In the time it took for “Autumn Lights” to be chosen for the exhibit, the piece had already been sold and delivered to someone in Greensboro. Robinson said the buyer was nice enough to send it back so it can be displayed for six months. 

Robinson describes her watercolor paintings as “landscapes that come from the soul.” Whether she’s painting the different blues in the night sky or the purple flowers growing up the rock wall at her home, Robinson has an eye for the color palettes in the natural beauty surrounding her.  

“Having cancer has somehow made me more aware of colors of the night sky, and I’m taking more risks with the paint now,” she said. 

She likes the freedom watercolor gives her. With watercolor, she starts with light colors and keeps adding in the darker layer of complexity. 

“With watercolor you don’t know how it will end up,” Robinson said. “And if I don’t like it I can wash off the canvas in the bathtub.” 

Robinson is a fairly prolific artist. Most of the time it comes easy to her, but sometimes the creativeness is hard to come by. Some days it might take her two hours to finish a piece, while others take a week.   

“When the muse is there I can paint three in a week and then she’s gone,” Robinson said. 

More of her work can be seen and purchased at Wild Fern Gallery in downtown Bryson City, but it’s taken her many years of painting before she was convinced others would be interested in purchasing her work. 

The Bryson City native started painting when she was 17. She remembers taking a lesson or two with well-known local artist Elizabeth Ellison when she and her husband George Ellison had a bookstore in downtown.

“I remember sitting in the back of the store with us both huddled around the kerosene heater and drinking hot tea probably for the first time ever,” Robinson said. 

Painting was put on the backburner when she got married and moved to Virginia to start a family. She picked it up again and had a few more lessons with Ellison when she moved back to Bryson City in the 1980s, but stopped again when her husband was diagnosed with cancer.  

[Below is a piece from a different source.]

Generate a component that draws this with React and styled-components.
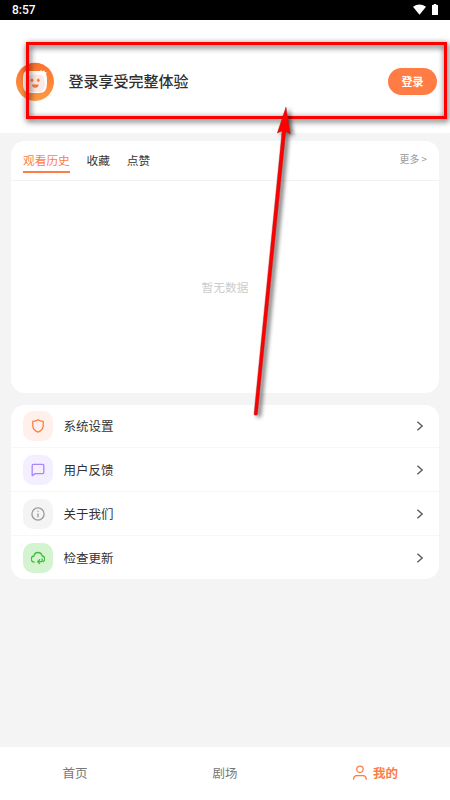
import React from "react";
import styled, { createGlobalStyle } from "styled-components";

const GlobalStyle = createGlobalStyle`
  * { box-sizing: border-box; }
  body {
    margin: 0;
    background: #f4f4f4;
    color: #333;
    font-family: "Noto Sans CJK SC", sans-serif;
  }
`;

const Page = styled.div`
  position: relative;
  display: flex;
  flex-direction: column;
  width: 450px;
  height: 800px;
  overflow: hidden;
  background: #f4f4f4;
`;

const StatusBar = styled.div`
  display: flex;
  flex: none;
  align-items: center;
  justify-content: space-between;
  height: 20px;
  padding: 0 12px;
  background: #000;
  color: #fff;
  font: 500 12px/20px Roboto, sans-serif;
`;

const StatusIcons = styled.div`
  display: flex;
  align-items: center;
  gap: 6px;
  height: 18px;
  padding-bottom: 2px;
`;

const Header = styled.header`
  display: flex;
  flex: none;
  align-items: center;
  height: 113px;
  padding: 10px 13px 0 16px;
  background: #fff;
`;

const Greeting = styled.div`
  flex: 1;
  margin-left: 14.5px;
  padding-bottom: 2px;
  color: #303030;
  font-size: 15px;
  font-weight: 500;
  line-height: 22px;
`;

const LoginButton = styled.button`
  width: 49px;
  height: 27px;
  padding: 0;
  border: 0;
  border-radius: 14px;
  background: #ff7c45;
  color: #fff;
  font: 700 11px/27px "Noto Sans CJK SC", sans-serif;
`;

const Card = styled.section`
  flex: none;
  margin: ${({ $top }) => $top}px 11px 0;
  border-radius: 14px;
  background: #fff;
  overflow: hidden;
`;

const TabBar = styled.div`
  display: flex;
  align-items: flex-start;
  gap: 16.8px;
  height: 40px;
  padding: 8px 12px 0;
  border-bottom: 1px solid #f2f2f2;
`;

const Tab = styled.div`
  height: 24px;
  border-bottom: 2px solid ${({ $active }) => ($active ? "#ff7c45" : "transparent")};
  color: ${({ $active }) => ($active ? "#ff7c45" : "#333")};
  font-size: 11.7px;
  line-height: 21px;
`;

const More = styled.div`
  margin-left: auto;
  color: #999;
  font-size: 9.9px;
  line-height: 21px;
`;

const Empty = styled.div`
  display: flex;
  align-items: center;
  justify-content: center;
  height: 212px;
  padding-bottom: 2px;
  color: #ccc;
  font-size: 11.7px;
`;

const Row = styled.div`
  display: flex;
  align-items: center;
  padding: 7px 14px 6px 12px;
  border-bottom: 1px solid #f7f7f7;
  font-size: 12.5px;
  line-height: 20px;

  &:first-child { padding-top: 6px; }
  &:last-child { border-bottom: 0; }
`;

const IconTile = styled.div`
  display: grid;
  place-items: center;
  width: 30px;
  height: 30px;
  margin-right: 10.5px;
  border-radius: 10px;
  background: ${({ $bg }) => $bg};
  color: ${({ $fg }) => $fg};
`;

const RowLabel = styled.div`
  flex: 1;
`;

const BottomNav = styled.nav`
  display: grid;
  flex: none;
  grid-template-columns: repeat(3, 1fr);
  height: 53px;
  margin-top: auto;
  padding-bottom: 2px;
  background: #fff;
`;

const NavItem = styled.div`
  display: flex;
  align-items: center;
  justify-content: center;
  gap: 6px;
  color: ${({ $active }) => ($active ? "#ff7c45" : "#777")};
  font-size: 12.5px;
  font-weight: ${({ $active }) => ($active ? 700 : 400)};
`;

const HighlightBox = styled.div`
  position: absolute;
  top: 42px;
  left: 26px;
  width: 421px;
  height: 77px;
  border: 3px solid #f00;
  filter: drop-shadow(1px 2px 3px rgba(0, 0, 0, 0.85));
`;

const Arrow = styled.svg`
  position: absolute;
  top: 100px;
  left: 240px;
  overflow: visible;
  filter: drop-shadow(3px 2px 2px rgba(0, 0, 0, 0.6));
`;

const LineIcon = ({ size = 14, stroke = 1.3, children }) => (
  <svg width={size} height={size} viewBox="0 0 14 14" fill="none" stroke="currentColor"
    strokeWidth={stroke} strokeLinecap="round" strokeLinejoin="round">
    {children}
  </svg>
);

const Avatar = () => (
  <svg width="38" height="39" viewBox="0 0 38 39">
    <defs>
      <linearGradient id="avatarFill" x1="0" y1="0" x2="0" y2="1">
        <stop offset="0" stopColor="#fb702d" />
        <stop offset="1" stopColor="#ff9a43" />
      </linearGradient>
    </defs>
    <ellipse cx="19" cy="19.8" rx="19" ry="19.1" fill="url(#avatarFill)" />
    <path d="M11 9h13l1.2-1 1 1.5 2.3-1.3.2 2 2-.1-.7 2C31 14 31 16 31 20c0 8-2 11-8 11h-8c-6 0-8-3-8-10S7 9 11 9Z" fill="#fff" />
    <rect x="11.5" y="12.5" width="17" height="17.5" rx="6" fill="#fde8e3" />
    <ellipse cx="16" cy="18.2" rx="1.4" ry="1.7" fill="#fa823e" />
    <ellipse cx="22.3" cy="18.2" rx="1.4" ry="1.7" fill="#fa823e" />
    <path d="M16 22.4h6.6c0 2-1.1 3.3-3.3 3.3S16 24.4 16 22.4Z" fill="#fa7540" />
  </svg>
);

const menu = [
  { label: "系统设置", bg: "#fff0eb", fg: "#ff7c45",
    icon: <path d="M7 .7c1.4 1 3 1.5 5.2 1.7v4.4c0 3-1.9 5-5.2 6.4-3.3-1.4-5.2-3.4-5.2-6.4V2.4C4 2.2 5.6 1.7 7 .7Z" /> },
  { label: "用户反馈", bg: "#f3efff", fg: "#a986fa",
    icon: <path d="M2.2 1.4h9.6c.6 0 1 .4 1 1v7.2c0 .6-.4 1-1 1H4.3l-3.1 2.1V2.4c0-.6.4-1 1-1Z" /> },
  { label: "关于我们", bg: "#f4f4f4", fg: "#999",
    icon: <><circle cx="7" cy="7" r="6.1" /><path d="M7 6.8v3M7 4.2v.1" /></> },
  { label: "检查更新", bg: "#d4f3d0", fg: "#42bd39",
    icon: <><path d="M3.1 11.2C1.2 10.9.2 9.6.2 8s1.2-2.8 2.8-3C3.3 2.8 4.8 1.5 7 1.5s3.7 1.3 4.1 3.5c1.7.2 2.7 1.4 2.7 2.9 0 1.3-.7 2.3-1.8 2.7" /><path d="M11.1 8V9.8c0 .6-.3.9-.9.9H7.2M8.6 8.8l-1.9 1.9 1.9 1.9" /></> },
];

export default function App() {
  return (
    <Page>
      <GlobalStyle />
      <StatusBar>
        <span>8:57</span>
        <StatusIcons>
          <svg width="13" height="11" viewBox="0 0 13 11"><path d="M0 2.8Q6.5-1.8 13 2.8L6.5 10.8Z" fill="#fff" /></svg>
          <svg width="6" height="11" viewBox="0 0 6 11"><path d="M1.7 0h2.6v1H6v10H0V1h1.7Z" fill="#fff" /></svg>
        </StatusIcons>
      </StatusBar>
      <Header>
        <Avatar />
        <Greeting>登录享受完整体验</Greeting>
        <LoginButton>登录</LoginButton>
      </Header>
      <Card $top={8}>
        <TabBar>
          <Tab $active>观看历史</Tab>
          <Tab>收藏</Tab>
          <Tab>点赞</Tab>
          <More>更多 &gt;</More>
        </TabBar>
        <Empty>暂无数据</Empty>
      </Card>
      <Card $top={12}>
        {menu.map(({ label, bg, fg, icon }) => (
          <Row key={label}>
            <IconTile $bg={bg} $fg={fg}><LineIcon>{icon}</LineIcon></IconTile>
            <RowLabel>{label}</RowLabel>
            <svg width="10" height="10" viewBox="0 0 10 10" fill="none" stroke="#555" strokeWidth="1.3">
              <path d="M2.4.8 7.2 5 2.4 9.2" />
            </svg>
          </Row>
        ))}
      </Card>
      <BottomNav>
        <NavItem>首页</NavItem>
        <NavItem>剧场</NavItem>
        <NavItem $active>
          <LineIcon size={15} stroke={1.2}>
            <circle cx="7.4" cy="4" r="3" />
            <path d="M1.6 13.4v-.8c0-1.7 1.1-2.7 3-2.7h5.6c1.9 0 3 1 3 2.7v.8" />
          </LineIcon>
          我的
        </NavItem>
      </BottomNav>
      <HighlightBox />
      <Arrow width="60" height="325" viewBox="0 0 60 325">
        <path d="M46 7 50.3 34 45.8 31.5 17.4 314.5Q15.8 316 14 314.5L42.1 31 37.3 33Z" fill="#f00" stroke="#9c2020" strokeWidth=".4" />
      </Arrow>
    </Page>
  );
}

“But when I was 53 — so about eight years ago now — I started painting again and I haven’t stopped this time,” Robinson said. “It was my therapy then just like it’s my therapy now.”

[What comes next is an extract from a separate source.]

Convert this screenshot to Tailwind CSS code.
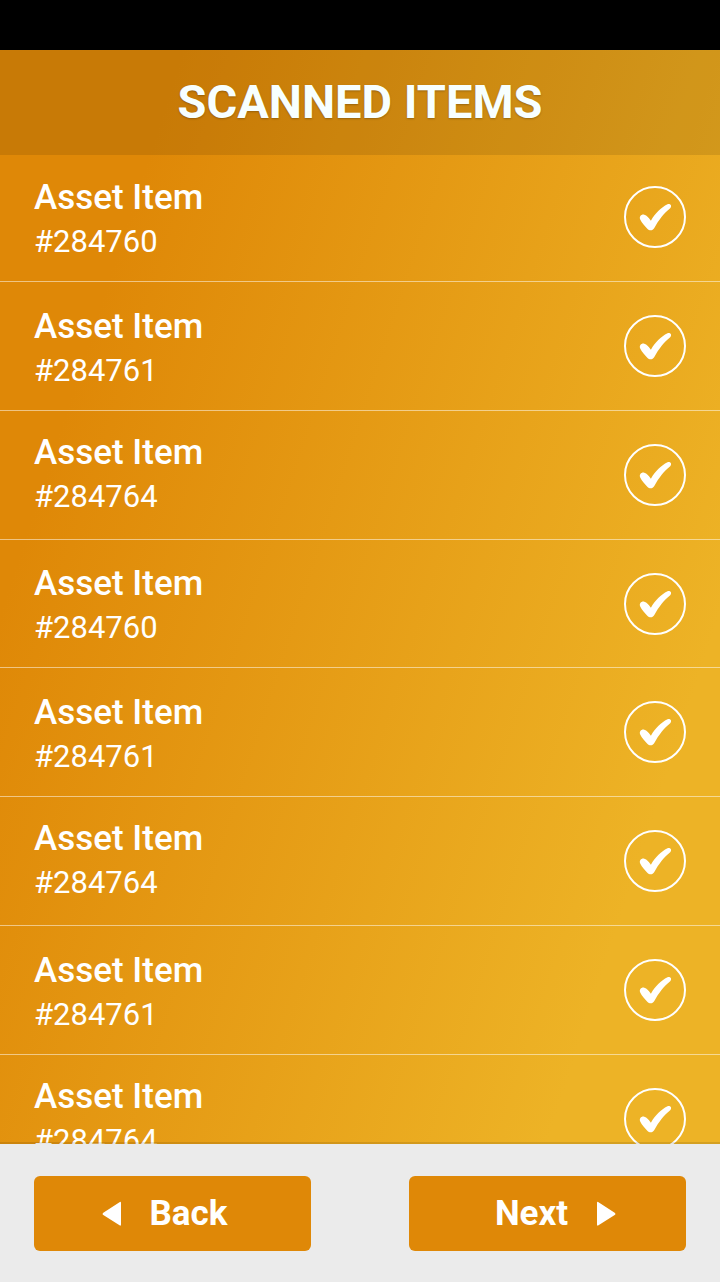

A friend finally convinced Robinson to put her work in a local show at the Swain County Fine Arts Center. While she was convinced no one would be interested, she sold nine paintings at that first art show.  

“The first painting I sold was of Lambert Wilson’s old family barn — and he bought it,” Robinson said with a chuckle. 

But that’s why her work is so popular. For locals, they recognize the Swain County landscapes of Alarka, Noland Creek and Deep Creek. For tourists, they want something to remind them of their trip to Western North Carolina. 

“I think they can see the passion in it and it’s something they relate to because I paint it to make them feel like they are there,” Robinson said. “Whether they are local or visiting, people want to take a piece of the mountains home with them. And I never get tired of them either — I could paint these mountains all day.”